“Time of death: 1745.”
I can’t believe I said those words today. I cancelled the MEDEVAC, I stopped resuscitation, and I ceased all efforts to save a one year-old girl who girl who drowned in a nearby canal.
She had been brought in merely 15 minutes prior to my statement. From the moment I saw the Executive Officer doing CPR on her at the front gate, I knew this was going to be a futile effort. We ran into the Aid Station, and I instinctively placed a stethoscope to her chest to listen for a heartbeat. There was none. We began CPR. Despite the gravity of it all, it was calm. There was little conversation and no confusion – just work. Then acceptance. Although the delivered CPR was effective as noted by the strong brachial pulse and the readings on the pulse oximeter, her pupils were fixed and dilated and she showed no signs of resuscitation. Ceasing our efforts was one of the hardest things I had ever done.
It didn’t hit me until the end. One of the Corpsmen had pulled out a wool blanket and had set it beside her. The village elder and the girl’s uncle were in the Aid Station, and when I told them we had done everything we could and that I was sorry, they readily understood. They informed us through the interpreter that they “figured she had died”. I quickly recognized this ready acceptance from my previous deployments. The Arabic term for this fatalistic acknowledgment is “Inshalla” – God willing. I expressed my apologies again, and then held her up as a Corpsman placed the blanket on the stretcher. I didn’t want to lift her. I didn’t want to hold her. A part of me wanted to tell another Corpsman to do it. But I couldn’t. This was my responsibility. I placed her down onto it, but was not satisfied with her being near the edge of the blanket. I wanted her in the middle. I had to pick her up again. As I lifted her lifeless body, she released an agonal breath. The final air was escaping her lungs. I placed her in the blanket, wrapped her up, and allowed the village elder to take her. We then walked back to the front gate.

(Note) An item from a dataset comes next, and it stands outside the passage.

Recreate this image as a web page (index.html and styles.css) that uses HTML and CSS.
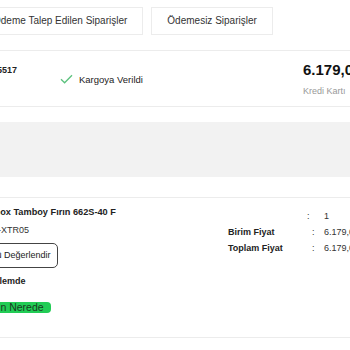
FILE: index.html
```html
<!DOCTYPE html>
<html lang="tr">
<head>
<meta charset="utf-8">
<link rel="stylesheet" href="styles.css">
</head>
<body>
<div class="page">
  <div class="tabs">
    <div class="tab tab-first">Ödeme Talep Edilen Siparişler</div>
    <div class="tab">Ödemesiz Siparişler</div>
  </div>

  <div class="order">
    <div class="order-no">#3105517</div>
    <div class="order-status">
      <svg class="check" width="13" height="10" viewBox="0 0 13 10"><path d="M1 5.2 L4.6 8.8 L12 1.2" fill="none" stroke="#5cc27e" stroke-width="1.3"/></svg>
      <span>Kargoya Verildi</span>
    </div>
    <div class="order-price">
      <div class="price">6.179,00 TL</div>
      <div class="pay">Kredi Kartı</div>
    </div>
  </div>

  <div class="band"></div>

  <div class="product">
    <div class="product-left">
      <div class="title">İnox Tamboy Fırın 662S-40 F</div>
      <div class="code">S-XTR05</div>
      <div class="btn">Ürünü Değerlendir</div>
      <div class="state">İşlemde</div>
      <div class="pill-row"><span class="pill">Siparişin Nerede</span></div>
    </div>
    <div class="product-right">
      <div class="row row-first"><span class="lbl"></span><span class="colon">:</span><span class="val">1</span></div>
      <div class="row"><span class="lbl">Birim Fiyat</span><span class="colon">:</span><span class="val">6.179,00 TL</span></div>
      <div class="row"><span class="lbl">Toplam Fiyat</span><span class="colon">:</span><span class="val">6.179,00 TL</span></div>
    </div>
  </div>
</div>
</body>
</html>
```

FILE: styles.css
```css
html, body {
  margin: 0;
  padding: 0;
  background: #fff;
}
body {
  width: 350px;
  height: 350px;
  overflow: hidden;
  font-family: "Liberation Sans", Arial, sans-serif;
  color: #333;
}
.page {
  width: 350px;
  overflow: hidden;
  padding-top: 7px;
}
.tabs {
  display: flex;
  gap: 8px;
  margin-left: -23px;
  white-space: nowrap;
}
.tab {
  flex-shrink: 0;
  border: 1px solid #ececec;
  padding: 0 15px;
  height: 26px;
  line-height: 26px;
  font-size: 10px;
  color: #333;
}
.order {
  margin-top: 15px;
  margin-left: -40px;
  width: 440px;
  height: 55px;
  border-top: 1px solid #ececec;
  border-bottom: 1px solid #ececec;
  display: flex;
  white-space: nowrap;
}
.order > div {
  flex-shrink: 0;
}
.order-no {
  width: 100px;
  padding-top: 14px;
  font-size: 9px;
  font-weight: bold;
  color: #222;
  line-height: 11px;
  padding-left: 17px;
  box-sizing: border-box;
}
.order-status {
  width: 243px;
  display: flex;
  align-items: flex-start;
  gap: 6px;
  padding-top: 23px;
  font-size: 9.5px;
  color: #222;
  line-height: 11px;
}
.order-price {
  padding-top: 10px;
}
.price {
  font-size: 15px;
  font-weight: bold;
  color: #111;
  line-height: 17px;
}
.pay {
  margin-top: 8px;
  font-size: 9px;
  color: #999;
  line-height: 11px;
}
.band {
  margin-top: 15px;
  height: 55px;
  background: #f2f2f2;
}
.product {
  margin-top: 20px;
  margin-left: -8px;
  width: 440px;
  height: 139px;
  border-top: 1px solid #ececec;
  border-bottom: 1px solid #ececec;
  display: flex;
  white-space: nowrap;
}
.product-left {
  flex-shrink: 0;
  width: 236px;
  padding-top: 8px;
}
.title {
  font-size: 9.2px;
  font-weight: bold;
  color: #222;
  line-height: 12px;
}
.code {
  margin-top: 6px;
  font-size: 9px;
  color: #333;
  line-height: 12px;
}
.btn {
  display: inline-block;
  margin-top: 7px;
  margin-left: -23px;
  height: 23px;
  line-height: 23px;
  padding: 0 6px 0 7px;
  border: 1px solid #444;
  border-radius: 5px;
  font-size: 9px;
  color: #222;
}
.state {
  margin-top: 7px;
  font-size: 9px;
  font-weight: bold;
  color: #222;
  line-height: 12px;
}
.pill-row {
  margin-top: 13px;
  line-height: 11px;
}
.pill {
  display: inline-block;
  margin-left: -34px;
  background: #22cc55;
  border-radius: 4px;
  padding: 0 7px 0 8px;
  height: 11px;
  line-height: 11px;
  font-size: 10.5px;
  color: #1a3a22;
}
.product-right {
  flex-shrink: 0;
  padding-top: 10px;
}
.row {
  display: flex;
  height: 16px;
  line-height: 16px;
  font-size: 9px;
}
.lbl {
  width: 84px;
  font-weight: bold;
  color: #222;
}
.colon {
  width: 12px;
  color: #333;
}
.val {
  color: #333;
}
.row-first .lbl {
  width: 79px;
}
.row-first .colon {
  width: 17px;
}
```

Seeing the elder walk with this little girl wrapped up in a blanket, it started to hit me. It seemed so surreal. This was my nightmare. This was my fear. There was a group of locals at the front gate, and after the elder explained to the father what we had done, the Executive Officer pointed me out and said, “Our Doctor did everything he could”. I looked at the little girl’s father. And, as the tears started to well up in my eyes, I told him I was sorry. It had hit me. I think he could see my pain, and a part of me hoped that he could. I had tried. I had failed. Although we did our best, it was not to be. After a few short seconds, I had to leave.
There was a small box of a shelter fifty feet away from the front gate. I knew I couldn’t go back to the Aid Station right now. I stepped inside and within seconds, I began to cry. The wave had finally crashed. Three minutes later, the Executive Officer saw me in the shelter. He shook my hand, gave me a hug, and told me I did everything I could. He walked away, and I released again with a renewed surge of tears and emotions.
It was not to be. As I sit here and go through the incident in my mind, I can’t help but think of the eight year-old girl we revived just a month ago. She had been near death and in respiratory arrest when she arrived, and by the time the MEDEVAC helicopter arrived, she was crying. That was a good day. We saved her. She didn’t die. However this one-year old girl today was not to be. There was nothing we could do. Inshalla.
Despite this acceptance, I will still cry. Despite my understanding of her fatal injury, I will still see her face in my dreams. Despite reassurances from others and myself, I will still think of her for years to come.